-- Begin Given data --

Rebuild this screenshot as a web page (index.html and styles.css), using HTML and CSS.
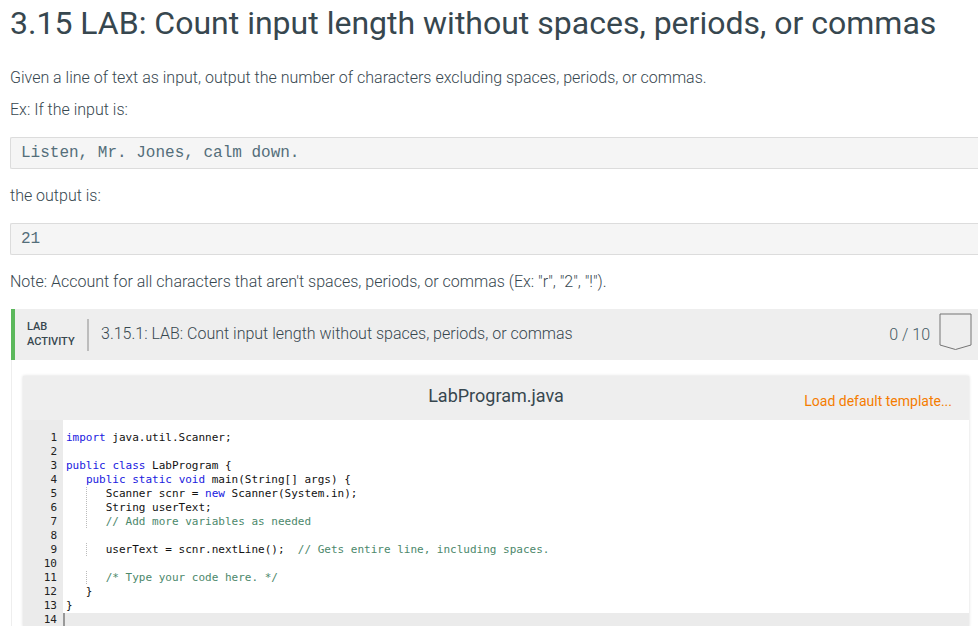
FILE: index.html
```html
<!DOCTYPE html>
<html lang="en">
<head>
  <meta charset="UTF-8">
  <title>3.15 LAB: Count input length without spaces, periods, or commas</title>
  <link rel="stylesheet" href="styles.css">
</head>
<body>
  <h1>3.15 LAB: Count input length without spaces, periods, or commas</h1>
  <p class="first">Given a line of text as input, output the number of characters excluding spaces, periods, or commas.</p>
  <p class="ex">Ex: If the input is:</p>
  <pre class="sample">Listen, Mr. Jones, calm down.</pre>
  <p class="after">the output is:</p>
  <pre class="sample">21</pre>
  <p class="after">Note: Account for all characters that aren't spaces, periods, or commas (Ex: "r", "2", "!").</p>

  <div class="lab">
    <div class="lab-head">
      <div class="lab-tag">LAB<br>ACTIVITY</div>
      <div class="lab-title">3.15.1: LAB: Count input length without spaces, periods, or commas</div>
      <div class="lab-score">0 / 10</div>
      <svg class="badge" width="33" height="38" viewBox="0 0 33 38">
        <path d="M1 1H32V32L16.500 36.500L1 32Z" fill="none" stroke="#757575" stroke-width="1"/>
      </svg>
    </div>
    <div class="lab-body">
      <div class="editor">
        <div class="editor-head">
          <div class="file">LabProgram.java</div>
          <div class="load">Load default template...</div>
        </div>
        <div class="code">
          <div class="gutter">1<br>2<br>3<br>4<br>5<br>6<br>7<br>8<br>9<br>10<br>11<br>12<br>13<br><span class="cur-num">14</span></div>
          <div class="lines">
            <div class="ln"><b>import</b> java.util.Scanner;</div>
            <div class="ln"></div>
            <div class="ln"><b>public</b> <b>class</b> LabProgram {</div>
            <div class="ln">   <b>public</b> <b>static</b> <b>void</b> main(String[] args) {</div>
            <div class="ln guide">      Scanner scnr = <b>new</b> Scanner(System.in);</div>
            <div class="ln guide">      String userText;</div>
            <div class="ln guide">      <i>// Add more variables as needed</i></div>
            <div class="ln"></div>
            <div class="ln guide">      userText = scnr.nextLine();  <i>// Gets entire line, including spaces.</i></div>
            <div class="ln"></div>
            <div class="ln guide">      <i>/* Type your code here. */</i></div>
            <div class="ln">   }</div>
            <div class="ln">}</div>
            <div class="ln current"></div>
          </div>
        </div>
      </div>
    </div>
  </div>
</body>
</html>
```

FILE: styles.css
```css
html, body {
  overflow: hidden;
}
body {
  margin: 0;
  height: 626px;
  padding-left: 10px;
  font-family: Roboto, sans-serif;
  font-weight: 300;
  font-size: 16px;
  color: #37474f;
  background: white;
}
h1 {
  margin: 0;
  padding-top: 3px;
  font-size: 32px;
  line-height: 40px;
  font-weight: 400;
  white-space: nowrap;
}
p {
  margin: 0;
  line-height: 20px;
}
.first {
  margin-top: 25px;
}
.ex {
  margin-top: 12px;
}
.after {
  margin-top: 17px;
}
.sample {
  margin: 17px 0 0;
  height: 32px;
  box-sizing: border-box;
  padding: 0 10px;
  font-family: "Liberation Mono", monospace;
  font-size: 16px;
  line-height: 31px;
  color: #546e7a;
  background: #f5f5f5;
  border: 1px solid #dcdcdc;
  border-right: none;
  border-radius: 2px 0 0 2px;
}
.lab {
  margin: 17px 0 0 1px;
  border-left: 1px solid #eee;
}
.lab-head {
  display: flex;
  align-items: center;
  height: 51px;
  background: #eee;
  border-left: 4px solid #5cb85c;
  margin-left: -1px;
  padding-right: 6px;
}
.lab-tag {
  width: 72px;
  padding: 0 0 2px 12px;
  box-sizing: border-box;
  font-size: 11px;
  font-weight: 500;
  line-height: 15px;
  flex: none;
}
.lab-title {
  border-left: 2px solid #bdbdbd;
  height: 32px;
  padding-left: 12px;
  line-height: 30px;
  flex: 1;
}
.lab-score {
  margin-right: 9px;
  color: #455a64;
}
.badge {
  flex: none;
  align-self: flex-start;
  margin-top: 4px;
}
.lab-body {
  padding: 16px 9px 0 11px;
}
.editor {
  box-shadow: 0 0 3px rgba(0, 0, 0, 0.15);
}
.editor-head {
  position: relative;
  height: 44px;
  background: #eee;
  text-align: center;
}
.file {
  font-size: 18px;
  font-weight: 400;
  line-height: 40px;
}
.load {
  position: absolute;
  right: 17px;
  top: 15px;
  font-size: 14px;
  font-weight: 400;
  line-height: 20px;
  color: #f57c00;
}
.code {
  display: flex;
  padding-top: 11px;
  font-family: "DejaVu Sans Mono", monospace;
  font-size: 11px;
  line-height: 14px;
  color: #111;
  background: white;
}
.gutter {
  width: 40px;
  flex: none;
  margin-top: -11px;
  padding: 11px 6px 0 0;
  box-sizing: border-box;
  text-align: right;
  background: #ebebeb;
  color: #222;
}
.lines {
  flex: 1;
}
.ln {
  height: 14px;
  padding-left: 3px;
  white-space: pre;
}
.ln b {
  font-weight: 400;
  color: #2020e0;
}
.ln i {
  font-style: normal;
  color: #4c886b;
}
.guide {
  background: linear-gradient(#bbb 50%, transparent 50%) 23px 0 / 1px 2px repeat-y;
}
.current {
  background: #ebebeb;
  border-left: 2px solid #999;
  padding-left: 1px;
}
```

-- End Given data --
-- Begin Given data --

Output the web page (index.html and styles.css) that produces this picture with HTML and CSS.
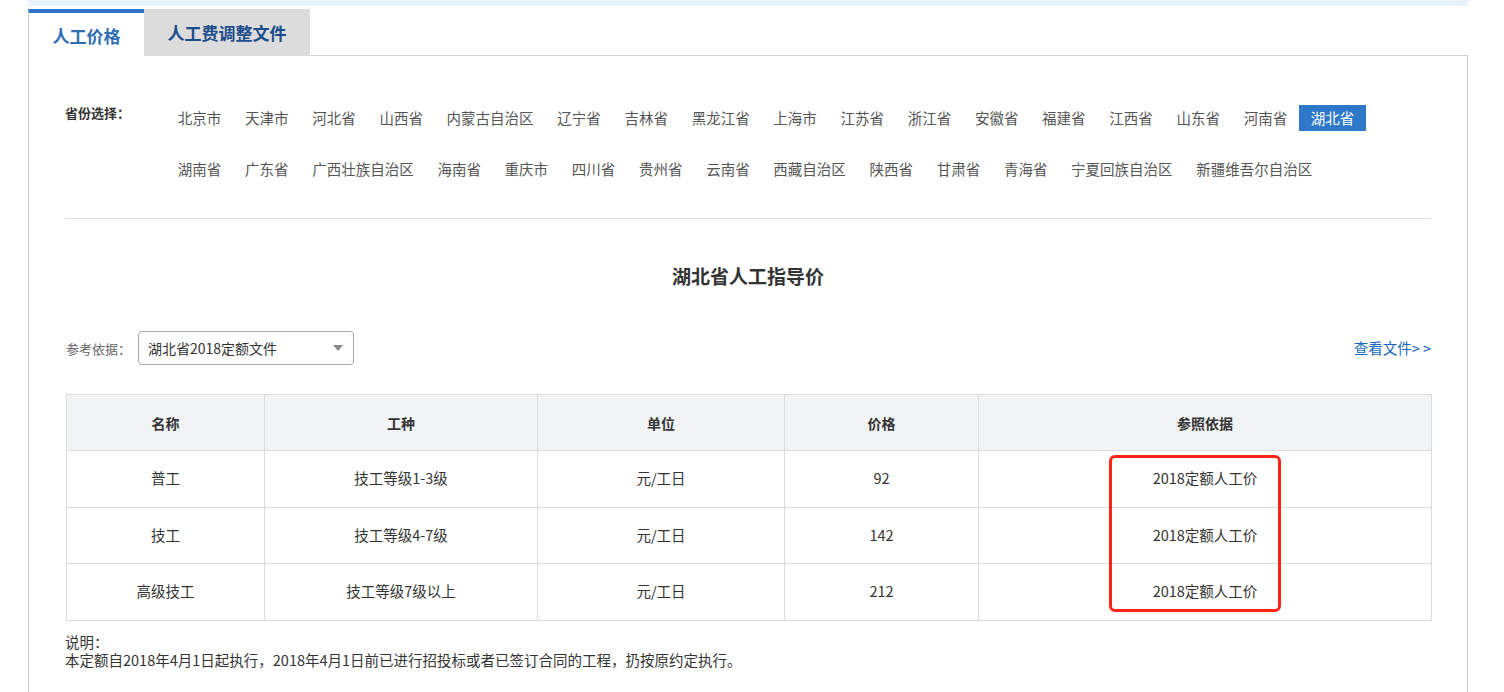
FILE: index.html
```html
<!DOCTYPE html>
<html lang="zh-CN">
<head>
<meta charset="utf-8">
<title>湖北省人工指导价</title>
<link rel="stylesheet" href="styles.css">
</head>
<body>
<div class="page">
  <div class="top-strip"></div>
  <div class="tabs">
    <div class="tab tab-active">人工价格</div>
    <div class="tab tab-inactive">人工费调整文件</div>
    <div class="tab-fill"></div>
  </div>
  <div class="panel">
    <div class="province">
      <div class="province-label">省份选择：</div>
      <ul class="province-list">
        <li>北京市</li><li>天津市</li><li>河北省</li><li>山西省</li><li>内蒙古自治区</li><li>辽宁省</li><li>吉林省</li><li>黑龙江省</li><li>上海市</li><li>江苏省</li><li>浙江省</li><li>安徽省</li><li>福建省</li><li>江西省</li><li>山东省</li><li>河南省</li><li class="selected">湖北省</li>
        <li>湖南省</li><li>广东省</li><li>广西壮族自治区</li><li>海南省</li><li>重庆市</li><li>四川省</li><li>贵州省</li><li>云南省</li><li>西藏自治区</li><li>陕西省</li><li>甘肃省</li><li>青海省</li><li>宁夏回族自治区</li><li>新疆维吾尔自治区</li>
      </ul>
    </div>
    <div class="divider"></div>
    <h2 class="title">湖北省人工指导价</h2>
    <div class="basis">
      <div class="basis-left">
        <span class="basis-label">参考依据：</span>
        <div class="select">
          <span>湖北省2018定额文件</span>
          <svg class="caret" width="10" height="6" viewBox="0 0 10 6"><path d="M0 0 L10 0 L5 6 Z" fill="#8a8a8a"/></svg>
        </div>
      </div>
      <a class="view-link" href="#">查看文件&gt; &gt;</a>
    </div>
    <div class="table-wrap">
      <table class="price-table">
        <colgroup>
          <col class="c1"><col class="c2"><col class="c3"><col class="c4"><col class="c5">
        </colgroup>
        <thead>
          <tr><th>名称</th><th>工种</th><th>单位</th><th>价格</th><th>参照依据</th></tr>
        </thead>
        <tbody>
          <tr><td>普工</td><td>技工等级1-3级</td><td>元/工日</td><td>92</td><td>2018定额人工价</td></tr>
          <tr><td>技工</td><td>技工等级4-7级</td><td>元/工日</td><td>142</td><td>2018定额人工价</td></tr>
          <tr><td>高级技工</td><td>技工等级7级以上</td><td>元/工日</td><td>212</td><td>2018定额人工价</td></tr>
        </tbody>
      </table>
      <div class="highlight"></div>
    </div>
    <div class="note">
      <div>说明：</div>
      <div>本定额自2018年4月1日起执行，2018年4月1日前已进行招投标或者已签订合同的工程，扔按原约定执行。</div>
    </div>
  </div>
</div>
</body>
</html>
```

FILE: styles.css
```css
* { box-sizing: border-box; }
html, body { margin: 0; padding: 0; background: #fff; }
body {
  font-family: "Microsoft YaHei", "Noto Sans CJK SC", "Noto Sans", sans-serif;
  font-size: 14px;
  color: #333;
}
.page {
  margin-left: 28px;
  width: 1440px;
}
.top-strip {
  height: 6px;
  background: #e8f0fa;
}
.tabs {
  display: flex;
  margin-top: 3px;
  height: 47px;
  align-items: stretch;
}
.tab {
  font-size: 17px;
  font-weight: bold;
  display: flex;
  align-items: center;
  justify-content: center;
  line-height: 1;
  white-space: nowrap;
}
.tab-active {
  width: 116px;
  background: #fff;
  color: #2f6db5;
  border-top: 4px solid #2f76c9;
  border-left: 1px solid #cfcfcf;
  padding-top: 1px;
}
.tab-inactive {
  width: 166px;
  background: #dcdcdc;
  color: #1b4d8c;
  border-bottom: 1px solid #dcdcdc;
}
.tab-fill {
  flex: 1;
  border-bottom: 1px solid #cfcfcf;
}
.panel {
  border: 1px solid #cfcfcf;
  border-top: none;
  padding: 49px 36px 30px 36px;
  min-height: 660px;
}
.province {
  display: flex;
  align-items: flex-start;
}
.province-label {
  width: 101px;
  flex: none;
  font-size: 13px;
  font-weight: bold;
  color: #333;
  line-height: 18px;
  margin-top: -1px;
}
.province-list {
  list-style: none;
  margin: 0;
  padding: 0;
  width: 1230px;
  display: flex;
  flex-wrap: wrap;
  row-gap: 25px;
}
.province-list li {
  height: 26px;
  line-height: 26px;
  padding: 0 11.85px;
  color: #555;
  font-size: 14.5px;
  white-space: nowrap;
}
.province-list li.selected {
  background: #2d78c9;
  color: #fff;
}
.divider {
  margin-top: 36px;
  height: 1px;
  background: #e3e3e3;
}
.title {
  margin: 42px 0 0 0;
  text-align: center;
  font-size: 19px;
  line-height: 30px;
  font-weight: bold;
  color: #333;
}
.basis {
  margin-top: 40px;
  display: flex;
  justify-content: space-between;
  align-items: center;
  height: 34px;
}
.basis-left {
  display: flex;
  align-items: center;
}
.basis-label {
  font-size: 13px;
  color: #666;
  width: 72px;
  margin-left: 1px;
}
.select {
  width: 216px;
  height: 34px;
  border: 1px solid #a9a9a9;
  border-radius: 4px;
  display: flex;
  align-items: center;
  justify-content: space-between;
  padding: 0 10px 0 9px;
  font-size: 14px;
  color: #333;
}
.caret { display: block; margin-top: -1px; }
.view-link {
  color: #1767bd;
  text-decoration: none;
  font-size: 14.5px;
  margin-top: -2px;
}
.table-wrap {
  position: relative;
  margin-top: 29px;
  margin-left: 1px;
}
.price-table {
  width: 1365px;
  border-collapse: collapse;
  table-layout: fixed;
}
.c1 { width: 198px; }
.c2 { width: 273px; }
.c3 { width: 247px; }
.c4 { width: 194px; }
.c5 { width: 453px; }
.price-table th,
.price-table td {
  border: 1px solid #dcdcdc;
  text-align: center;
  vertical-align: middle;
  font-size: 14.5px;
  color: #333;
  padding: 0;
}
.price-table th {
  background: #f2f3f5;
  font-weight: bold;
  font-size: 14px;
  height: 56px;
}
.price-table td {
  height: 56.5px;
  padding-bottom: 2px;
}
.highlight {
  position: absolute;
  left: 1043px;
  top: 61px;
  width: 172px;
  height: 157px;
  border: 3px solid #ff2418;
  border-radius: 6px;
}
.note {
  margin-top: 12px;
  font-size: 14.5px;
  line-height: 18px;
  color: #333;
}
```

-- End Given data --
-- Begin Given data --

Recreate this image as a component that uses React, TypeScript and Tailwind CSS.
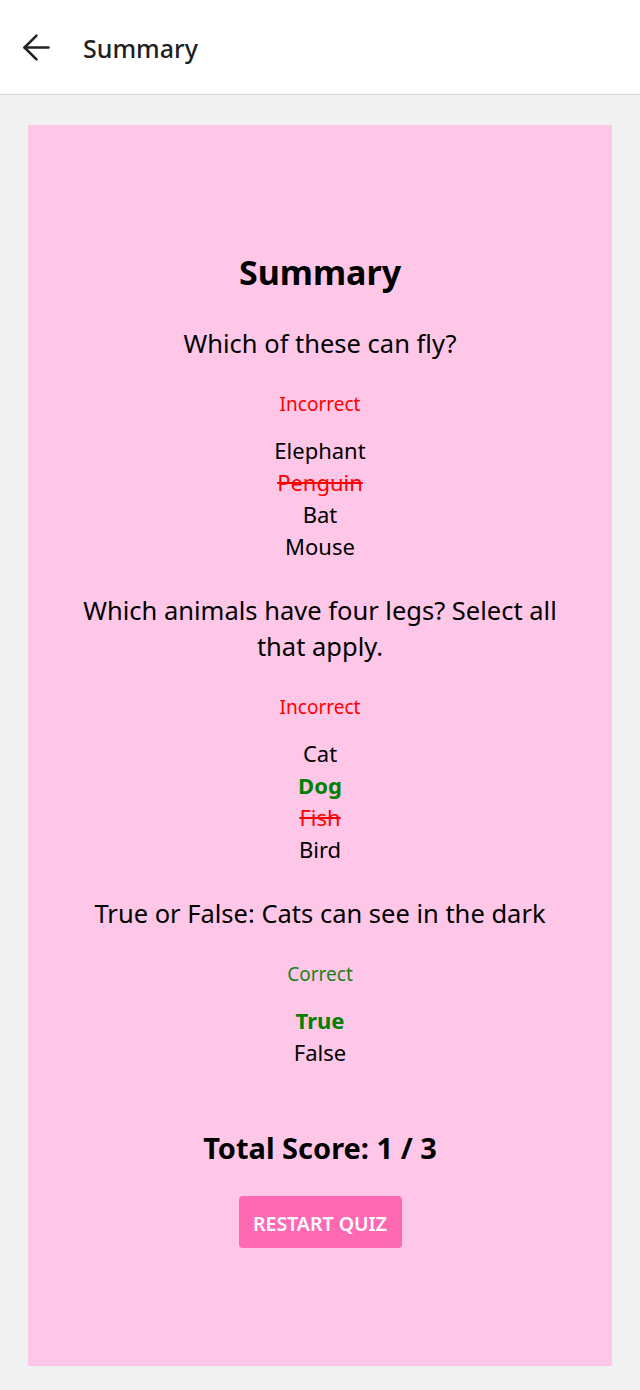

-- End Given data --

Look through the entries above; copy every line holding the string "that".

Exercise solution:
  <p class="after">Note: Account for all characters that aren't spaces, periods, or commas (Ex: "r", "2", "!").</p>
Output the web page (index.html and styles.css) that produces this picture with HTML and CSS.
Recreate this image as a component that uses React, TypeScript and Tailwind CSS.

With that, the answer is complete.